Virtual reality diabetes training

Doctors and nurses in Southampton and Portsmouth are piloting a virtual reality training system to help improve the care of people with diabetes during hospital admissions.

The technology, developed by Oxford Medical Simulation, enables clinicians to learn how to manage medical emergencies in a digital environment via a headset.

It helps them work through and recognise potentially life-threatening situations such as seeing patients with extremely high or low blood sugar levels and scores the actions they take to support learning.

The project is led by Dr Partha Kar, of Portsmouth Hospitals NHS Trust, with the help of clinicians including Dr Mayank Patel, a consultant diabetologist at University Hospital Southampton.

It is funded by pharmaceutical company Novo Nordisk with the equipment being trialled across the south of England in partnership with Health Education England.

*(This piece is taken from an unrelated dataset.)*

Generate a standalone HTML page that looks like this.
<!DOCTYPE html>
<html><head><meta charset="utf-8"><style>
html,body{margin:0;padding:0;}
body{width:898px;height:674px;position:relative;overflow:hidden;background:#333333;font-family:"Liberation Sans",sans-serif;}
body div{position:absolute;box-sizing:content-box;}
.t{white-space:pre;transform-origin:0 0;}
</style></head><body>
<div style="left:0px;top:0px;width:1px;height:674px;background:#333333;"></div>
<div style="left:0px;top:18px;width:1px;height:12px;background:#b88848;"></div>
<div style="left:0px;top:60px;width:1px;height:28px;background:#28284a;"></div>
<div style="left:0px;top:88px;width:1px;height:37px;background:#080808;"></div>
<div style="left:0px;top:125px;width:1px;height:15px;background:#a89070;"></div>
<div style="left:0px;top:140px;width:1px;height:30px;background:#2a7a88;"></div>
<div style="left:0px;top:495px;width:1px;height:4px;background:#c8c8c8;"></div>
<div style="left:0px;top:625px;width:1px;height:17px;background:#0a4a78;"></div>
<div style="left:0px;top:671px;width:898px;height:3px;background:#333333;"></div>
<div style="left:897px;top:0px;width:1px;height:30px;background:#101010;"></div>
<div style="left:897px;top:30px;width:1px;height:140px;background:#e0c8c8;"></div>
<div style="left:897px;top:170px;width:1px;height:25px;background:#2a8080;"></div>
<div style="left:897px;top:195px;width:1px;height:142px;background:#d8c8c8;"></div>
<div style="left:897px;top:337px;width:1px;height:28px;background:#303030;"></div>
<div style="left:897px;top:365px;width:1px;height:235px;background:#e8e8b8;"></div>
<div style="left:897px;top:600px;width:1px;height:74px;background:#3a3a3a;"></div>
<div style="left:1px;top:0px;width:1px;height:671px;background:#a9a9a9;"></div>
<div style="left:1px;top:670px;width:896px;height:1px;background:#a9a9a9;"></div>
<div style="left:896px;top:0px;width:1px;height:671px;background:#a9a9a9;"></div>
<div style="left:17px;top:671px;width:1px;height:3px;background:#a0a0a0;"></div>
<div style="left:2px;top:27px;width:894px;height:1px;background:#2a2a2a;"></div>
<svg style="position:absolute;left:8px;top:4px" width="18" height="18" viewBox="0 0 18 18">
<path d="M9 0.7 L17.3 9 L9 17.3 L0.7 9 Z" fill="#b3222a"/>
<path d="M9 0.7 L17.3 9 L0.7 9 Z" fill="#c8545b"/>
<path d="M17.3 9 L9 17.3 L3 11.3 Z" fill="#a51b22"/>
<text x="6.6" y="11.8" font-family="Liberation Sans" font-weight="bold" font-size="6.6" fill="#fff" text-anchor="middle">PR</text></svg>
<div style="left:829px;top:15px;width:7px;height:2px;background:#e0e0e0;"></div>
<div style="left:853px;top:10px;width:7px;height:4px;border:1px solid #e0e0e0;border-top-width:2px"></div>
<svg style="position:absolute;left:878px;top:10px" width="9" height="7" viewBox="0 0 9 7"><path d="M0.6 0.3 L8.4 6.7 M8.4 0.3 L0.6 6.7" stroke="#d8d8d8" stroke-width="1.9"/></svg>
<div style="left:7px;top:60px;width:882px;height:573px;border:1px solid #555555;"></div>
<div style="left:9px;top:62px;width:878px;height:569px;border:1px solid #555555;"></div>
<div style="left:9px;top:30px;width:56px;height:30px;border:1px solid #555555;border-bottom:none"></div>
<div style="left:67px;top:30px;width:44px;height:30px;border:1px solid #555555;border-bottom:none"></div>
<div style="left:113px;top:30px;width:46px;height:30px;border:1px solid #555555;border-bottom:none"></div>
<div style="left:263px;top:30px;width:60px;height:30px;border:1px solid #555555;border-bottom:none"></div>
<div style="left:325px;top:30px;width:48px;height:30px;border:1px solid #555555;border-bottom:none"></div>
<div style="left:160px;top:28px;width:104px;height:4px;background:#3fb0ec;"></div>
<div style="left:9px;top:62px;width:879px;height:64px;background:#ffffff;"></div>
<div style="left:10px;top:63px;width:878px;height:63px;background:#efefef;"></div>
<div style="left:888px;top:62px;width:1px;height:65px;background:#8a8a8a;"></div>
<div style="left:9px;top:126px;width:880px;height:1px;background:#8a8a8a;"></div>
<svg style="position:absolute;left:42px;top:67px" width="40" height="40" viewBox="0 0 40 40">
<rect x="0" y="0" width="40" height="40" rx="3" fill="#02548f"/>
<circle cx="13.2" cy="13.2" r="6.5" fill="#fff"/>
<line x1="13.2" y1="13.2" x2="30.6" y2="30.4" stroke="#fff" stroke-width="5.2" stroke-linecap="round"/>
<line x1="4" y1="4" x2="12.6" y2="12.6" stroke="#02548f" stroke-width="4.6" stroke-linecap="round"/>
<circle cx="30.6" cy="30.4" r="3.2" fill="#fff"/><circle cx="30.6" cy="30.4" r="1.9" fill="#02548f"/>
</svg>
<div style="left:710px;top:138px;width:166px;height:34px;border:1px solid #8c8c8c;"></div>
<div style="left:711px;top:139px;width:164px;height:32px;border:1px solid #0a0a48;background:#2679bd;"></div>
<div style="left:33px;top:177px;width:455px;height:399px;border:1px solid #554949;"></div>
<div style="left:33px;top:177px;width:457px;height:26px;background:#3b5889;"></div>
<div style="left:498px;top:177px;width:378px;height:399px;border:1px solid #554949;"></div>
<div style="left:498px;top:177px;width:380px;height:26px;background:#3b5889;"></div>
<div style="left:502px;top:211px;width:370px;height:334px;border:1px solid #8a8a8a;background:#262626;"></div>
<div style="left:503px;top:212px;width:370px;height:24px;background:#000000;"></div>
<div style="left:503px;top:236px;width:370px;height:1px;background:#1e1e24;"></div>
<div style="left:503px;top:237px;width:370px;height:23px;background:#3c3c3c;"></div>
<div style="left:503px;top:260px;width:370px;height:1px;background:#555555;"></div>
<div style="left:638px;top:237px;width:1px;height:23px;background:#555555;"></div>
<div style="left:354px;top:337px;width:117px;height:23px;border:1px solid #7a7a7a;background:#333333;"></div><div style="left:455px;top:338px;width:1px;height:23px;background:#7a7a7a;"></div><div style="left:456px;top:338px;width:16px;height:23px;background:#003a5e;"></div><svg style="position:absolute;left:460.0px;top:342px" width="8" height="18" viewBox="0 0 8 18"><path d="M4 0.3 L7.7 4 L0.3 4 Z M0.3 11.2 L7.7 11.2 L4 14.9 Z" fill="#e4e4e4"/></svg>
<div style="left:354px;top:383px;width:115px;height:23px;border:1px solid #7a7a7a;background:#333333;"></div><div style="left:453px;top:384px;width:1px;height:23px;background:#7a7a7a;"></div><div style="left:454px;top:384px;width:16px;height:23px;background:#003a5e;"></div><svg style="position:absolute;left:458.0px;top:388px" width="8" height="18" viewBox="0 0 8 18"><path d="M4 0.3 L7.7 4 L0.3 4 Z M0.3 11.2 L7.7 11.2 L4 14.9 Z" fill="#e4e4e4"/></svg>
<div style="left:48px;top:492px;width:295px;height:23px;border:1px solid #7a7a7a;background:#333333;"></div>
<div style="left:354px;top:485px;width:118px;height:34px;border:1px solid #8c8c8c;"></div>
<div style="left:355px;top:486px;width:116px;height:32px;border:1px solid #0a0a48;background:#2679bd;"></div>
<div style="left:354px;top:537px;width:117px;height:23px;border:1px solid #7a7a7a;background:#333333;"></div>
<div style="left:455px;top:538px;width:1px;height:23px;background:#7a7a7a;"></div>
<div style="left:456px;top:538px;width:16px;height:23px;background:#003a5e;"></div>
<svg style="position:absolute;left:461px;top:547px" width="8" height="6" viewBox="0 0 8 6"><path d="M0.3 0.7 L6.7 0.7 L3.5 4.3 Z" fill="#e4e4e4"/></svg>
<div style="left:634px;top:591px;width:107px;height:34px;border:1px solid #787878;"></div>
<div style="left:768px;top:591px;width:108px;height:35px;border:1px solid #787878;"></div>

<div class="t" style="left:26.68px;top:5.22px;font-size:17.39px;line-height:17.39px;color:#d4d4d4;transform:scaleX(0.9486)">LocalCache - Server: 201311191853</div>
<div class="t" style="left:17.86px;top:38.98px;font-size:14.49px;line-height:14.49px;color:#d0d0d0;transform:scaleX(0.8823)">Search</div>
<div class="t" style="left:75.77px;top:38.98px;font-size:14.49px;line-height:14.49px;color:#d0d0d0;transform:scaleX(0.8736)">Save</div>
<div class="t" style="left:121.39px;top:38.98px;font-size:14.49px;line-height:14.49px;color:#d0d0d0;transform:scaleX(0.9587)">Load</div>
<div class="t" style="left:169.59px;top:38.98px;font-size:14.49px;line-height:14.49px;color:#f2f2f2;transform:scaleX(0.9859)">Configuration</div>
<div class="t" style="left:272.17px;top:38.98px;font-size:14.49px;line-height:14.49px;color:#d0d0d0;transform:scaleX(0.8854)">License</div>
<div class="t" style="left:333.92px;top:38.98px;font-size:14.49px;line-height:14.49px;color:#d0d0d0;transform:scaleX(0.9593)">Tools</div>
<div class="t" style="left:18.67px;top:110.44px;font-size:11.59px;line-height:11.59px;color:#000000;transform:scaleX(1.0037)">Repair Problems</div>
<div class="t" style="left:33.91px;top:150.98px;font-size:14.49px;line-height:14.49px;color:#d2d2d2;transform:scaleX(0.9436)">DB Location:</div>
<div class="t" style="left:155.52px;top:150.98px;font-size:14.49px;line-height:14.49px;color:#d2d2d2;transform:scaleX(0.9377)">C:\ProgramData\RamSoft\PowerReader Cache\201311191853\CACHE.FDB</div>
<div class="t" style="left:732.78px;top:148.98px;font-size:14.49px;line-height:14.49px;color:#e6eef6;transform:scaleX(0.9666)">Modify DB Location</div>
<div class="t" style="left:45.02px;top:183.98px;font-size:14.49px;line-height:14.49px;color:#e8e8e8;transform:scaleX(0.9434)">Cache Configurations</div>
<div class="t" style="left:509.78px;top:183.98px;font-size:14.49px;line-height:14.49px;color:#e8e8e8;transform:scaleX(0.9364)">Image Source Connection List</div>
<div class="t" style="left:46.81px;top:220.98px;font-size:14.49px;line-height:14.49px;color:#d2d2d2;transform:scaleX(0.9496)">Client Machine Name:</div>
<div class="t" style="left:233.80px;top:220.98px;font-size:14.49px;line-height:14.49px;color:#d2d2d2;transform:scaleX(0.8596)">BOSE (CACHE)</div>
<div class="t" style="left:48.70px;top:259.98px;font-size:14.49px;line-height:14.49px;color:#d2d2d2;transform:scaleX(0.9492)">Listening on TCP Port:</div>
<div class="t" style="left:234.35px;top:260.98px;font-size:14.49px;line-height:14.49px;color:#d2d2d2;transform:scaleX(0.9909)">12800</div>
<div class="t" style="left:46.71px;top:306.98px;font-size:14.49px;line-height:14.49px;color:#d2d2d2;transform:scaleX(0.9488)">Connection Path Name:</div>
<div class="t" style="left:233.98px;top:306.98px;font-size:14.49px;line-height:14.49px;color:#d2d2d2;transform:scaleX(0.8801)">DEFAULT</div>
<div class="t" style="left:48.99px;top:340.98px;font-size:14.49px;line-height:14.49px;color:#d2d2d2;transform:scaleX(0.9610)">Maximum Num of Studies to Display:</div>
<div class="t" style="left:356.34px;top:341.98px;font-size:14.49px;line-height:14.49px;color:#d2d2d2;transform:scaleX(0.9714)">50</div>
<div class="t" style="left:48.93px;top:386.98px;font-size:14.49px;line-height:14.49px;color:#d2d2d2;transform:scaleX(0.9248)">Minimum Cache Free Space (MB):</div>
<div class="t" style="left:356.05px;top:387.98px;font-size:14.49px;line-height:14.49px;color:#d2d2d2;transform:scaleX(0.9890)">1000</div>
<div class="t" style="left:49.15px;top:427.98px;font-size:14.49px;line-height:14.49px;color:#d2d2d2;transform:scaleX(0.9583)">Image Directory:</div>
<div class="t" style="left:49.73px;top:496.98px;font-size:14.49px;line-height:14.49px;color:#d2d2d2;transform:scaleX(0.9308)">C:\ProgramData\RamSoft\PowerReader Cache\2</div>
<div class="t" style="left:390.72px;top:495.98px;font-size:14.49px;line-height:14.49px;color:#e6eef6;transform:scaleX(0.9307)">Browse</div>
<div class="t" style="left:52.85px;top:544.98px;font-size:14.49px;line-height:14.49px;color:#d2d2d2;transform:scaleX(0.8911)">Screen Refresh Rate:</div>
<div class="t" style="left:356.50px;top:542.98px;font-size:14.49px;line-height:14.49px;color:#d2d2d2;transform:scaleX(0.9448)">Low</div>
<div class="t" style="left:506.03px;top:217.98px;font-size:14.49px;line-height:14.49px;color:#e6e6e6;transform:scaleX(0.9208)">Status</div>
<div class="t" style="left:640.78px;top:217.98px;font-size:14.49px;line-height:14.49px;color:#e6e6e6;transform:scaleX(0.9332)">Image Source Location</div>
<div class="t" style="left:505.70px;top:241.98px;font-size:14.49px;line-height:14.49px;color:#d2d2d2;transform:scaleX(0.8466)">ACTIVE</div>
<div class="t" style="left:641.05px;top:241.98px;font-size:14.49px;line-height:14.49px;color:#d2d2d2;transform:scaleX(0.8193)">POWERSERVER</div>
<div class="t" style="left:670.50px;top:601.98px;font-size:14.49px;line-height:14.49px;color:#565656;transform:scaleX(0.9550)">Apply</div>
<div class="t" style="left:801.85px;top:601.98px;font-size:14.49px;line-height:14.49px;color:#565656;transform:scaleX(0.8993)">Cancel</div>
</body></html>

Around 20% of all inpatients at any one time in a UK hospital have diabetes. Currently, at least one in 25 with type 1 diabetes nationally develop a dangerous condition known as diabetic ketoacidosis (DKA) during their hospital stay.

DKA can develop if the body starts to run short of insulin, such as during the stress of other medical problems, causing a build up of harmful substances in the blood known as ketones.

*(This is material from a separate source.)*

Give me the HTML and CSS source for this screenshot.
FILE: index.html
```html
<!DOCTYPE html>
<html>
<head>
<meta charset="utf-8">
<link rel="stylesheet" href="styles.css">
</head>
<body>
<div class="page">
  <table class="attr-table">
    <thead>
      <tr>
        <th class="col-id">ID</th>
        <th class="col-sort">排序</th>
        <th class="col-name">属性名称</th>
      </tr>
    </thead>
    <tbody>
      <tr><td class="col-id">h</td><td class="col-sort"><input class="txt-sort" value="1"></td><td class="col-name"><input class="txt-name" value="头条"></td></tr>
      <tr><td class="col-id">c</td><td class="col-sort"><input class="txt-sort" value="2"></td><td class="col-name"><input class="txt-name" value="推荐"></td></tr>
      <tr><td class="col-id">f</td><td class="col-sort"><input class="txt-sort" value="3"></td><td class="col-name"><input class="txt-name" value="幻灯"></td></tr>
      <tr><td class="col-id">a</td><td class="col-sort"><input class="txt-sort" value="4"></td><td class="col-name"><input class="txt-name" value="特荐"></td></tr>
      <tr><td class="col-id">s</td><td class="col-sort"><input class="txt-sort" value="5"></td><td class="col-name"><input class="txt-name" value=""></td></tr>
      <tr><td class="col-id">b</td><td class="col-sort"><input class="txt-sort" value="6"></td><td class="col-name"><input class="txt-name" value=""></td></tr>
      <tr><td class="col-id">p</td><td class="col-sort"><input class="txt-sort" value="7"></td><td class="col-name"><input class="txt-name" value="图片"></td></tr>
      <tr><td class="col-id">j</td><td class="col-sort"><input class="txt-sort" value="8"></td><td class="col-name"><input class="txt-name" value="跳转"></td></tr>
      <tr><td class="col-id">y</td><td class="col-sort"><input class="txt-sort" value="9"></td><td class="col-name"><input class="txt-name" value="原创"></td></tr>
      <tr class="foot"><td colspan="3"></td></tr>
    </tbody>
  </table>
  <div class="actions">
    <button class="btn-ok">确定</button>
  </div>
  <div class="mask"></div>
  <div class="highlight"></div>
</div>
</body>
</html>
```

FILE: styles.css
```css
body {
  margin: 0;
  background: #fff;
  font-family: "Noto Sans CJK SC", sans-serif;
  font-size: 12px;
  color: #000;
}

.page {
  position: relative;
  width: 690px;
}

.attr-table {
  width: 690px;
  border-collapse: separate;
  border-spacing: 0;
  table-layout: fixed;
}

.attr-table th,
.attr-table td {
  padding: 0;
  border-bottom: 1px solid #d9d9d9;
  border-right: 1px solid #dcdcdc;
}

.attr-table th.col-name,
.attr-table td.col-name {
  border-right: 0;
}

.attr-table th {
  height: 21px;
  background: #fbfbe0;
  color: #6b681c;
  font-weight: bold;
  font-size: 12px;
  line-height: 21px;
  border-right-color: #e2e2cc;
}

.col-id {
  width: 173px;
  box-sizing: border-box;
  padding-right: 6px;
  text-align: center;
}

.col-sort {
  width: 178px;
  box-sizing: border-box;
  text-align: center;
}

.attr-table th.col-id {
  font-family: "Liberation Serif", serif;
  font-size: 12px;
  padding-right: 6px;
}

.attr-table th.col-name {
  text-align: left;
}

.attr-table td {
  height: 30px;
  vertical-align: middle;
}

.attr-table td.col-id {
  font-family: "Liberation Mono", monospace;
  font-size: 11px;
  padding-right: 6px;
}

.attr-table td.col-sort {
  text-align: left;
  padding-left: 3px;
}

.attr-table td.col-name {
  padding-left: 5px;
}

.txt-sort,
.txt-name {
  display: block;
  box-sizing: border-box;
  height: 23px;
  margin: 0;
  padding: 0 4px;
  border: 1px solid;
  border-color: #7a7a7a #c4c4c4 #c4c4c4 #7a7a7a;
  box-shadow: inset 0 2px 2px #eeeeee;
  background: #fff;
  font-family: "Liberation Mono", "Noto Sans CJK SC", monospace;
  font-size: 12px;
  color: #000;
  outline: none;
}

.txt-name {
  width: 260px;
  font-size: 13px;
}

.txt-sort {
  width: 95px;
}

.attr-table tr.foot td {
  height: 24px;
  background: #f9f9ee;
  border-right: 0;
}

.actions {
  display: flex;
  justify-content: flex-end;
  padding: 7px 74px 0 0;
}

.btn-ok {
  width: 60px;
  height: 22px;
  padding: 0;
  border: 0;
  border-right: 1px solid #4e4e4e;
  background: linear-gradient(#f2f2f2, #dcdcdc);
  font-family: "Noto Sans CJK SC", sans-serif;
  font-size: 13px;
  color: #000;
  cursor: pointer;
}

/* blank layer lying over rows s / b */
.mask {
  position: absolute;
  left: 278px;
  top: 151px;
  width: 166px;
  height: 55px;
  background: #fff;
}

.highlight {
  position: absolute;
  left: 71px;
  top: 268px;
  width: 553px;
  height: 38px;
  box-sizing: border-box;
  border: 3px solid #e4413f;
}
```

“Patients with type 1 diabetes in particular are at higher risk of developing serious glucose-related problems when in hospital due to extreme highs and lows in their blood sugar levels,” explained Dr Patel (pictured below).

Mayank Patel“Diabetes emergency situations can escalate quickly and can sometimes be difficult for non-specialists doctors and nurses to recognise, so it is hoped that increased education and training around diabetes in hospital can markedly improve the current statistics.

"Ensuring clinicians are trained effectively to spot potential and manage confirmed diabetes in emergency situations promptly is vital and this immersive digital environment is an innovative and engaging way to do that."

He added: “So far we have trialled the system with 10 doctors in training and the feedback has been really positive, with all of them feeling much more confident about recognising the signs and taking appropriate action."

As part of the collaborative project, the virtual reality equipment will soon be passed to the diabetes and emergency team at the Queen Alexandra Hospital in Portsmouth to trial the kit.

Dr Kar, who is based at the Queen Alexandra Hospital and is also NHS England’s associate national clinical director for diabetes, said: "Embracing technology is at the heart of the NHS long term plan and training doctors using virtual reality is another example of modernising the NHS to help improve care for patients with diabetes."